Police records of Priti Patel’s contact with senior officers regarding an Extinction Rebellion protest were lost following an “IT glitch”, a court has heard.
It follows a blockade of Rupert Murdoch-owned printing works in September last year, which resulted in some protesters being charged.
Their defence lawyers now argue they are unable to have a fair trial because the level of potential political interference is not known.
St Albans Magistrates’ Court heard Patel heard about the protest in Broxbourne “through contacts in the media”, The Independent has reported.
In a statement read at a hearing yesterday, Herts Police chief constable Charlie Hall said Patel called him at 11.40pm on 4 September, but he does not hold any records of the conversation. He said they then spoke in the “hours of darkness”.
Hall added: “My phone has updated itself since that time and removed any messages or all records from this period.”
The operation’s gold commander Matt Nicholls said he had received a text from Patel during the afternoon on 5 September.
He said she was thanking police for their work, but added: “These texts to my work phone have been deleted… a number of work phones were erroneously reset to factory settings after an IT glitch.”
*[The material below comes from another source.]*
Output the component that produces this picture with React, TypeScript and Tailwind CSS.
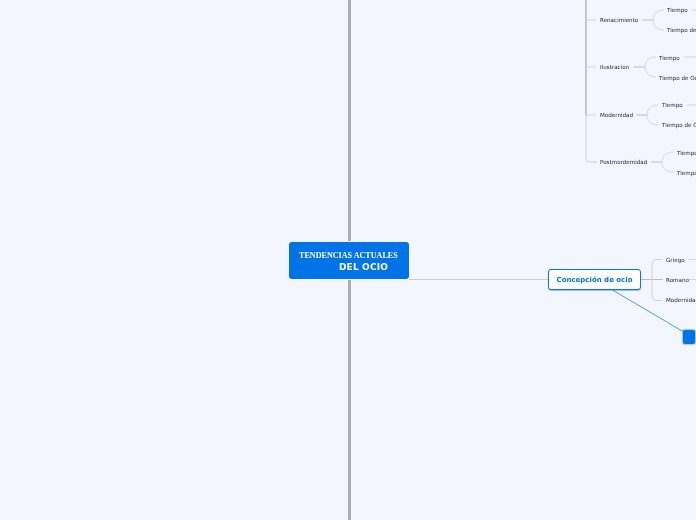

Barrister Raj Chada said the defence would be asking how phone records belonging to two senior officers and relating to “the very issue at the heart of this case” came to be deleted.
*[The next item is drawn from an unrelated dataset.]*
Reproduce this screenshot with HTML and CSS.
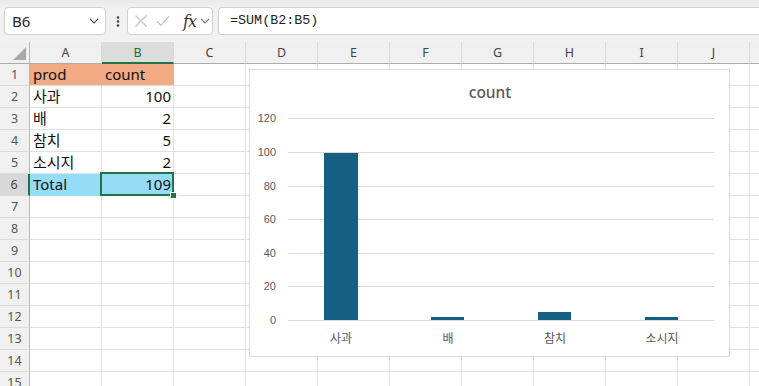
FILE: index.html
```html
<!DOCTYPE html>
<html lang="ko">
<head>
<meta charset="utf-8">
<title>Sheet</title>
<link rel="stylesheet" href="styles.css">
</head>
<body>
<div class="page">
  <div class="toolbar">
    <div class="namebox">
      <span class="nb-text">B6</span>
      <svg class="chev" width="10" height="6" viewBox="0 0 10 6"><path d="M1 1 L5 5 L9 1" fill="none" stroke="#555" stroke-width="1.2"/></svg>
    </div>
    <svg class="dots" width="4" height="11" viewBox="0 0 4 11"><circle cx="2" cy="1.5" r="1.3" fill="#444"/><circle cx="2" cy="5.5" r="1.3" fill="#444"/><circle cx="2" cy="9.5" r="1.3" fill="#444"/></svg>
    <div class="fxbox">
      <svg width="14" height="14" viewBox="0 0 14 14"><path d="M1.5 1.5 L12.5 12.5 M12.5 1.5 L1.5 12.5" stroke="#c3c3c3" stroke-width="1.2" fill="none"/></svg>
      <svg width="14" height="12" viewBox="0 0 14 12"><path d="M1 6.5 L5 10.5 L13 1.5" stroke="#c3c3c3" stroke-width="1.2" fill="none"/></svg>
      <span class="fx">fx</span>
      <svg class="chev2" width="10" height="6" viewBox="0 0 10 6"><path d="M1 1 L5 5 L9 1" fill="none" stroke="#777" stroke-width="1.1"/></svg>
    </div>
    <div class="formula">=SUM(B2:B5)</div>
  </div>

  <div class="sheet">
    <div class="row hdr">
      <div class="corner"><span class="tri"></span></div>
      <div class="ch">A</div><div class="ch sel">B</div><div class="ch">C</div><div class="ch">D</div><div class="ch">E</div><div class="ch">F</div><div class="ch">G</div><div class="ch">H</div><div class="ch">I</div><div class="ch">J</div><div class="ch"></div>
    </div>
    <div class="row">
      <div class="rh">1</div>
      <div class="c orange">prod</div><div class="c orange">count</div><div class="c"></div><div class="c"></div><div class="c"></div><div class="c"></div><div class="c"></div><div class="c"></div><div class="c"></div><div class="c"></div><div class="c"></div>
    </div>
    <div class="row">
      <div class="rh">2</div>
      <div class="c">사과</div><div class="c num">100</div><div class="c"></div><div class="c"></div><div class="c"></div><div class="c"></div><div class="c"></div><div class="c"></div><div class="c"></div><div class="c"></div><div class="c"></div>
    </div>
    <div class="row">
      <div class="rh">3</div>
      <div class="c">배</div><div class="c num">2</div><div class="c"></div><div class="c"></div><div class="c"></div><div class="c"></div><div class="c"></div><div class="c"></div><div class="c"></div><div class="c"></div><div class="c"></div>
    </div>
    <div class="row">
      <div class="rh">4</div>
      <div class="c">참치</div><div class="c num">5</div><div class="c"></div><div class="c"></div><div class="c"></div><div class="c"></div><div class="c"></div><div class="c"></div><div class="c"></div><div class="c"></div><div class="c"></div>
    </div>
    <div class="row">
      <div class="rh">5</div>
      <div class="c">소시지</div><div class="c num">2</div><div class="c"></div><div class="c"></div><div class="c"></div><div class="c"></div><div class="c"></div><div class="c"></div><div class="c"></div><div class="c"></div><div class="c"></div>
    </div>
    <div class="row">
      <div class="rh rsel">6</div>
      <div class="c blue">Total</div><div class="c blue num">109</div><div class="c"></div><div class="c"></div><div class="c"></div><div class="c"></div><div class="c"></div><div class="c"></div><div class="c"></div><div class="c"></div><div class="c"></div>
    </div>
    <div class="row"><div class="rh">7</div><div class="c"></div><div class="c"></div><div class="c"></div><div class="c"></div><div class="c"></div><div class="c"></div><div class="c"></div><div class="c"></div><div class="c"></div><div class="c"></div><div class="c"></div></div>
    <div class="row"><div class="rh">8</div><div class="c"></div><div class="c"></div><div class="c"></div><div class="c"></div><div class="c"></div><div class="c"></div><div class="c"></div><div class="c"></div><div class="c"></div><div class="c"></div><div class="c"></div></div>
    <div class="row"><div class="rh">9</div><div class="c"></div><div class="c"></div><div class="c"></div><div class="c"></div><div class="c"></div><div class="c"></div><div class="c"></div><div class="c"></div><div class="c"></div><div class="c"></div><div class="c"></div></div>
    <div class="row"><div class="rh">10</div><div class="c"></div><div class="c"></div><div class="c"></div><div class="c"></div><div class="c"></div><div class="c"></div><div class="c"></div><div class="c"></div><div class="c"></div><div class="c"></div><div class="c"></div></div>
    <div class="row"><div class="rh">11</div><div class="c"></div><div class="c"></div><div class="c"></div><div class="c"></div><div class="c"></div><div class="c"></div><div class="c"></div><div class="c"></div><div class="c"></div><div class="c"></div><div class="c"></div></div>
    <div class="row"><div class="rh">12</div><div class="c"></div><div class="c"></div><div class="c"></div><div class="c"></div><div class="c"></div><div class="c"></div><div class="c"></div><div class="c"></div><div class="c"></div><div class="c"></div><div class="c"></div></div>
    <div class="row"><div class="rh">13</div><div class="c"></div><div class="c"></div><div class="c"></div><div class="c"></div><div class="c"></div><div class="c"></div><div class="c"></div><div class="c"></div><div class="c"></div><div class="c"></div><div class="c"></div></div>
    <div class="row"><div class="rh">14</div><div class="c"></div><div class="c"></div><div class="c"></div><div class="c"></div><div class="c"></div><div class="c"></div><div class="c"></div><div class="c"></div><div class="c"></div><div class="c"></div><div class="c"></div></div>
    <div class="row"><div class="rh">15</div><div class="c"></div><div class="c"></div><div class="c"></div><div class="c"></div><div class="c"></div><div class="c"></div><div class="c"></div><div class="c"></div><div class="c"></div><div class="c"></div><div class="c"></div></div>

    <div class="selection"></div>
    <div class="handle"></div>

    <div class="chart">
      <svg width="479" height="286" viewBox="0 0 479 286">
        <text class="title" x="240" y="28" text-anchor="middle">count</text>
        <g stroke="#d9d9d9" stroke-width="1">
          <line x1="38" y1="48.5" x2="464" y2="48.5"/>
          <line x1="38" y1="82.5" x2="464" y2="82.5"/>
          <line x1="38" y1="116.5" x2="464" y2="116.5"/>
          <line x1="38" y1="149.5" x2="464" y2="149.5"/>
          <line x1="38" y1="183.5" x2="464" y2="183.5"/>
          <line x1="38" y1="216.5" x2="464" y2="216.5"/>
          <line x1="38" y1="250.5" x2="464" y2="250.5"/>
        </g>
        <g class="ylab" text-anchor="end">
          <text x="26" y="52">120</text>
          <text x="26" y="86">100</text>
          <text x="26" y="120">80</text>
          <text x="26" y="153">60</text>
          <text x="26" y="187">40</text>
          <text x="26" y="220">20</text>
          <text x="26" y="254">0</text>
        </g>
        <g fill="#156082">
          <rect x="74" y="83" width="34" height="167"/>
          <rect x="181" y="247" width="33" height="3"/>
          <rect x="288" y="242" width="33" height="8"/>
          <rect x="395" y="247" width="33" height="3"/>
        </g>
        <g class="xlab" text-anchor="middle">
          <text x="91" y="273">사과</text>
          <text x="198" y="273">배</text>
          <text x="305" y="273">참치</text>
          <text x="412" y="273">소시지</text>
        </g>
      </svg>
    </div>
  </div>
</div>
</body>
</html>
```

FILE: styles.css
```css
* { box-sizing: border-box; }
html, body { margin: 0; padding: 0; }
body {
  width: 759px;
  height: 386px;
  overflow: hidden;
  background: #ffffff;
  font-family: "Noto Sans", "Noto Sans CJK KR", sans-serif;
}
.page { position: relative; width: 759px; height: 386px; overflow: hidden; }

/* toolbar */
.toolbar {
  height: 42px;
  background: linear-gradient(#e9e9e9 0px, #f1f1f1 7px, #f1f1f1 100%);
  display: flex;
  align-items: flex-start;
  padding: 7px 0 0 4px;
}
.namebox {
  width: 102px;
  height: 28px;
  background: #fff;
  border: 1px solid #d0d0d0;
  border-radius: 4px;
  display: flex;
  align-items: center;
  padding: 0 6px 0 7px;
  justify-content: space-between;
}
.nb-text { font-size: 15px; color: #242424; }
.dots { margin: 9px 0 0 10px; }
.fxbox {
  margin-left: 7px;
  width: 86px;
  height: 28px;
  background: #fff;
  border: 1px solid #d0d0d0;
  border-radius: 4px;
  display: flex;
  align-items: center;
  padding: 0 0 0 6px;
  gap: 8px;
}
.fx {
  font-family: "DejaVu Serif", "Liberation Serif", serif;
  font-style: italic;
  font-size: 16px;
  color: #333;
  margin-left: 5px;
  letter-spacing: -1px;
}
.chev2 { margin-left: -4px; }
.formula {
  margin-left: 5px;
  flex: 1;
  height: 28px;
  background: #fff;
  border: 1px solid #d0d0d0;
  border-right: none;
  border-radius: 4px 0 0 4px;
  padding: 4px 0 0 11px;
  font-family: "Liberation Mono", monospace;
  font-size: 13.4px;
  color: #222;
  line-height: 18px;
}

/* sheet */
.sheet { position: relative; }
.row { display: flex; height: 22px; }
.row > div { flex: none; }
.hdr { height: 22px; background: #f0f0f0; }
.corner {
  width: 30px;
  height: 22px;
  border-right: 1px solid #b8b8b8;
  border-bottom: 1px solid #ababab;
  position: relative;
}
.tri {
  position: absolute;
  right: 3px;
  bottom: 3px;
  width: 0; height: 0;
  border-left: 13px solid transparent;
  border-bottom: 13px solid #a9a9a9;
}
.ch {
  width: 72px;
  height: 22px;
  border-right: 1px solid #d9d9d9;
  border-bottom: 1px solid #ababab;
  text-align: center;
  font-size: 12.5px;
  color: #444;
  line-height: 21px;
}
.ch.sel {
  background: #dcdcdc;
  color: #1e7145;
  border-bottom: 2px solid #217346;
}
.rh {
  width: 30px;
  height: 22px;
  background: #f0f0f0;
  border-right: 1px solid #b8b8b8;
  border-bottom: 1px solid #dadada;
  text-align: center;
  font-size: 12.5px;
  color: #555;
  line-height: 22px;
}
.rh.rsel {
  background: #d8d8d8;
  border-right: 2px solid #217346;
  color: #444;
}
.c {
  width: 72px;
  height: 22px;
  border-right: 1px solid #e1e1e1;
  border-bottom: 1px solid #e1e1e1;
  font-size: 15px;
  color: #111;
  line-height: 21px;
  padding: 0 2px 0 3px;
  white-space: nowrap;
  overflow: hidden;
}
.c.num { text-align: right; }
.c.orange { background: #f2aa84; border-right-color: #f2aa84; }
.c.blue { background: #97dcf6; border-right-color: #97dcf6; border-bottom-color: #97dcf6; }

.selection {
  position: absolute;
  left: 100px;
  top: 130px;
  width: 74px;
  height: 24px;
  border: 2px solid #217346;
}
.handle {
  position: absolute;
  left: 170px;
  top: 150px;
  width: 7px;
  height: 7px;
  background: #217346;
  border: 1px solid #fff;
}

/* chart */
.chart {
  position: absolute;
  left: 249px;
  top: 27px;
  width: 481px;
  height: 288px;
  background: #fff;
  border: 1px solid #d9d9d9;
}
.chart svg { display: block; }
.title {
  font-family: "Noto Sans", sans-serif;
  font-size: 15.5px;
  font-weight: 500;
  fill: #595959;
}
.ylab text {
  font-family: "Liberation Sans", sans-serif;
  font-size: 11px;
  fill: #595959;
}
.xlab text {
  font-family: "Noto Sans CJK KR", sans-serif;
  font-size: 12px;
  fill: #595959;
}
```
“We say in light of that the defendants cannot receive a fair trial,” he added.
“It is only when the extent of the political interference is determined that this court can scrutinise the effect.”
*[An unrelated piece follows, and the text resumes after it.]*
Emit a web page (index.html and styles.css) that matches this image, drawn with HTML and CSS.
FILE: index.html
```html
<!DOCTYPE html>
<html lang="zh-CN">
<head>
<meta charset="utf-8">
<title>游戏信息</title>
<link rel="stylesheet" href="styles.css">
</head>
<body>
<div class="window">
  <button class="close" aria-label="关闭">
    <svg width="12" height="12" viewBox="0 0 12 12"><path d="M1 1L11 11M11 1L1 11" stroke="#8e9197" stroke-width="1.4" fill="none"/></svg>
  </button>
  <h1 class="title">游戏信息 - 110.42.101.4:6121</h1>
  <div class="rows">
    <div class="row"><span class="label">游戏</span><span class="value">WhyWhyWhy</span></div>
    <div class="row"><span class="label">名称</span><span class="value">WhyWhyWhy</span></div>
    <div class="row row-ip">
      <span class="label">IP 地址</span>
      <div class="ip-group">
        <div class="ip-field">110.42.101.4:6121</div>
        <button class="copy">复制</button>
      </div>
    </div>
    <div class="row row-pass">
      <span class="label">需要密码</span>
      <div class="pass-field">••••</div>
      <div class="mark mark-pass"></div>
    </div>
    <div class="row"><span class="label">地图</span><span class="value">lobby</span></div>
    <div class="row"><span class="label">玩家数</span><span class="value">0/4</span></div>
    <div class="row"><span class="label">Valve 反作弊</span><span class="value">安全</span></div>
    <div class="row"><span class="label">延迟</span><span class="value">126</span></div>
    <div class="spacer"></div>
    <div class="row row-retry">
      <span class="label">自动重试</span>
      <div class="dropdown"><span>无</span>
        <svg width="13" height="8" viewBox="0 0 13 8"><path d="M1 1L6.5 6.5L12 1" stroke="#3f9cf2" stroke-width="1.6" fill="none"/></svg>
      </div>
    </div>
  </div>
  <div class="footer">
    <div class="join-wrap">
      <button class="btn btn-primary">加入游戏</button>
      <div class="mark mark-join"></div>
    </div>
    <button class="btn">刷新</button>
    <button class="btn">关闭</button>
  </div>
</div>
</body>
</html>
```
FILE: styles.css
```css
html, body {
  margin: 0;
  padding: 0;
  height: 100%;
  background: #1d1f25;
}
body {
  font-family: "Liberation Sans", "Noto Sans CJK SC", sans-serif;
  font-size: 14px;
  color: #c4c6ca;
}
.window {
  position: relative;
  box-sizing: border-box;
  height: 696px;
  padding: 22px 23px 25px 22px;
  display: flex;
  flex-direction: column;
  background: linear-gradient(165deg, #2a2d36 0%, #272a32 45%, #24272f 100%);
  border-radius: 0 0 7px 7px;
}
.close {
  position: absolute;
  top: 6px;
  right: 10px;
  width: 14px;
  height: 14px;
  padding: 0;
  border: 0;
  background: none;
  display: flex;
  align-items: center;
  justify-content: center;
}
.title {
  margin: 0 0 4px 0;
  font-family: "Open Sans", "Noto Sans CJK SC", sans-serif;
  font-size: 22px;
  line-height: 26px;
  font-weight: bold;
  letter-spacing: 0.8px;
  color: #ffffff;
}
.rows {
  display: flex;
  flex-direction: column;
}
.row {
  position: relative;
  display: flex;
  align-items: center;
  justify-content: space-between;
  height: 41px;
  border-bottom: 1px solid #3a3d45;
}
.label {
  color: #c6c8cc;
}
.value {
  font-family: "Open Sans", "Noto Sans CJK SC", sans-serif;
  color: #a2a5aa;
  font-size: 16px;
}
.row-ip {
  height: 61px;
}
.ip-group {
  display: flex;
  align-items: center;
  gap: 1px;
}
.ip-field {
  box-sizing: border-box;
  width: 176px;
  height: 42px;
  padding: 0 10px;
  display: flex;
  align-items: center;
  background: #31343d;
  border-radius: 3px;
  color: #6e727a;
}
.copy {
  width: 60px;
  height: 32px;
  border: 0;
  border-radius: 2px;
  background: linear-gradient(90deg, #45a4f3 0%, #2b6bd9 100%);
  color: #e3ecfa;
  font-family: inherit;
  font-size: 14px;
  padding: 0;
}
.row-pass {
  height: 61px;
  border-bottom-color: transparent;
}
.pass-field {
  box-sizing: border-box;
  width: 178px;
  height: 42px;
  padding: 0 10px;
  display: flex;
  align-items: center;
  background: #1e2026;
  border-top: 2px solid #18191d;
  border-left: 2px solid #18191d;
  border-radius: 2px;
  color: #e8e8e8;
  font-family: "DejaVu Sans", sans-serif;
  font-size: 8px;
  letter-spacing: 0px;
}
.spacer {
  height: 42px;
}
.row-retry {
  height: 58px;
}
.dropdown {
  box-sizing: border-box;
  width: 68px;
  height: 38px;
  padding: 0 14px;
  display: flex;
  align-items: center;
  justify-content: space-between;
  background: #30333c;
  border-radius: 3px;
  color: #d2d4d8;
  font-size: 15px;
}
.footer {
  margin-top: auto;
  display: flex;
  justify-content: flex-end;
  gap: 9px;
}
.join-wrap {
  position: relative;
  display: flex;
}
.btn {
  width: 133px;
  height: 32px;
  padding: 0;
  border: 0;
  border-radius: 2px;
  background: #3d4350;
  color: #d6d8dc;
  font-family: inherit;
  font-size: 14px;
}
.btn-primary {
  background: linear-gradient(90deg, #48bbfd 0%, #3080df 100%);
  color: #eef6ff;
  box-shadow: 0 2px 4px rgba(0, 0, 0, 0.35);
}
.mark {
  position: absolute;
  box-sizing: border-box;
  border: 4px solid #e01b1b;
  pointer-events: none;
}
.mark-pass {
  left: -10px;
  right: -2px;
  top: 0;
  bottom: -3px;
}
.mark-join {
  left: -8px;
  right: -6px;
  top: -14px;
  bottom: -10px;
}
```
District Judge Sally Fudge said she had seen screenshots of text messages between some police officers and the home secretary but did not say where the records were from.
She ruled that the messages did not have to be disclosed to the defence and were not “reasonably capable of undermining the prosecution case”. She will make another ruling on Monday, after she receives further records.
Prosecutor Nigel Ogborne said the prosecution’s view was that none of the material received “satisfied the disclosure test”.
Chada read parts of a policing review of the operation to remove protesters, which also noted contact with the home secretary, and suggested “significant contact and significant pressure” on police.
If proven true, this would go against UK’s ‘police operational independence’ principle, which the government promised to protect.
Police officers who have given evidence in court reject the claim that their decisions were influenced.
The court proceedings follow around 50 protesters who last year stopped 3.5 million newspapers from being distributed across the UK: The Sun, The Times, the Daily Mail, the Daily Telegraph and Evening Standard.
Protesters previously told St Albans Magistrates’ Court their actions were intended to show the media’s failure to report on the seriousness of climate crisis.
Patel publicly condemned the protest at the time, labelling it an “attack on our free press” and “completely unacceptable”. Dozens of activists have been prosecuted since.